» **Given data**
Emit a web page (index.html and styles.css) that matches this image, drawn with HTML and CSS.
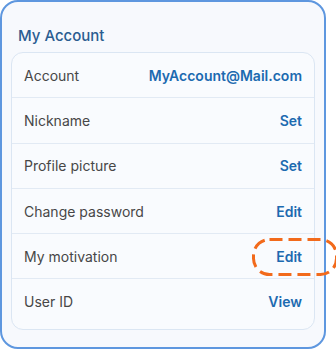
FILE: index.html
```html
<!DOCTYPE html>
<html lang="en">
<head>
    <meta charset="UTF-8">
    <meta name="viewport" content="width=device-width, initial-scale=1.0">
    <title>My Account</title>
    <link rel="stylesheet" href="styles.css">
</head>
<body>

<div class="card">
    <h2 class="title">My Account</h2>

    <div class="list">
        <div class="row">
            <span class="label">Account</span>
            <span class="value">MyAccount@Mail.com</span>
        </div>
        <div class="row">
            <span class="label">Nickname</span>
            <span class="value">Set</span>
        </div>
        <div class="row">
            <span class="label">Profile picture</span>
            <span class="value">Set</span>
        </div>
        <div class="row">
            <span class="label">Change password</span>
            <span class="value">Edit</span>
        </div>
        <div class="row">
            <span class="label">My motivation</span>
            <span class="value highlight">Edit
                <!-- markierung -->
                <svg class="mark" width="86" height="38" viewBox="0 0 86 38">
                    <rect x="1.5" y="1.5" width="83" height="35" rx="16" fill="none"
                          stroke="#f26a1b" stroke-width="3" stroke-dasharray="13 6"/>
                </svg>
            </span>
        </div>
        <div class="row">
            <span class="label">User ID</span>
            <span class="value">View</span>
        </div>
    </div>
</div>

</body>
</html>
```

FILE: styles.css
```css
body {
    margin: 0;
    background-color: #fff;
    font-family: Inter, "Noto Sans", sans-serif;
}
.card {
    width: 326px;
    height: 349px;
    box-sizing: border-box;
    border: 2px solid #5e97df;
    border-radius: 18px;
    background-color: #f7f9fd;
    padding: 0 9px;
}
.title {
    margin: 0;
    padding: 24px 0 0 7px;
    height: 26px;
    font-size: 15px;
    font-weight: 500;
    color: #2b5d91;
}
.list {
    background-color: #f9fbfe;
    border: 1px solid #dbe6f3;
    border-radius: 12px;
    padding-bottom: 5px;
}
.row {
    display: flex;
    justify-content: space-between;
    align-items: center;
    height: 44.3px;
    padding: 0 12px;
    border-bottom: 1px solid #e2eaf4;
}
.row:last-child {
    border-bottom: none;
}
.label {
    font-size: 14px;
    color: #474747;
}
.value {
    font-size: 14px;
    font-weight: 600;
    color: #1c6ab0;
}
.highlight {
    position: relative;
}
.mark {
    position: absolute;
    left: -24px;
    top: -10px;
}
```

» **The request**
Copy the listing exactly. Any image in it stays out of the copy.

» **Written answer**
Emit a web page (index.html and styles.css) that matches this image, drawn with HTML and CSS.
FILE: index.html
```html
<!DOCTYPE html>
<html lang="en">
<head>
    <meta charset="UTF-8">
    <meta name="viewport" content="width=device-width, initial-scale=1.0">
    <title>My Account</title>
    <link rel="stylesheet" href="styles.css">
</head>
<body>

<div class="card">
    <h2 class="title">My Account</h2>

    <div class="list">
        <div class="row">
            <span class="label">Account</span>
            <span class="value">MyAccount@Mail.com</span>
        </div>
        <div class="row">
            <span class="label">Nickname</span>
            <span class="value">Set</span>
        </div>
        <div class="row">
            <span class="label">Profile picture</span>
            <span class="value">Set</span>
        </div>
        <div class="row">
            <span class="label">Change password</span>
            <span class="value">Edit</span>
        </div>
        <div class="row">
            <span class="label">My motivation</span>
            <span class="value highlight">Edit
                <!-- markierung -->
                <svg class="mark" width="86" height="38" viewBox="0 0 86 38">
                    <rect x="1.5" y="1.5" width="83" height="35" rx="16" fill="none"
                          stroke="#f26a1b" stroke-width="3" stroke-dasharray="13 6"/>
                </svg>
            </span>
        </div>
        <div class="row">
            <span class="label">User ID</span>
            <span class="value">View</span>
        </div>
    </div>
</div>

</body>
</html>
```

FILE: styles.css
```css
body {
    margin: 0;
    background-color: #fff;
    font-family: Inter, "Noto Sans", sans-serif;
}
.card {
    width: 326px;
    height: 349px;
    box-sizing: border-box;
    border: 2px solid #5e97df;
    border-radius: 18px;
    background-color: #f7f9fd;
    padding: 0 9px;
}
.title {
    margin: 0;
    padding: 24px 0 0 7px;
    height: 26px;
    font-size: 15px;
    font-weight: 500;
    color: #2b5d91;
}
.list {
    background-color: #f9fbfe;
    border: 1px solid #dbe6f3;
    border-radius: 12px;
    padding-bottom: 5px;
}
.row {
    display: flex;
    justify-content: space-between;
    align-items: center;
    height: 44.3px;
    padding: 0 12px;
    border-bottom: 1px solid #e2eaf4;
}
.row:last-child {
    border-bottom: none;
}
.label {
    font-size: 14px;
    color: #474747;
}
.value {
    font-size: 14px;
    font-weight: 600;
    color: #1c6ab0;
}
.highlight {
    position: relative;
}
.mark {
    position: absolute;
    left: -24px;
    top: -10px;
}
```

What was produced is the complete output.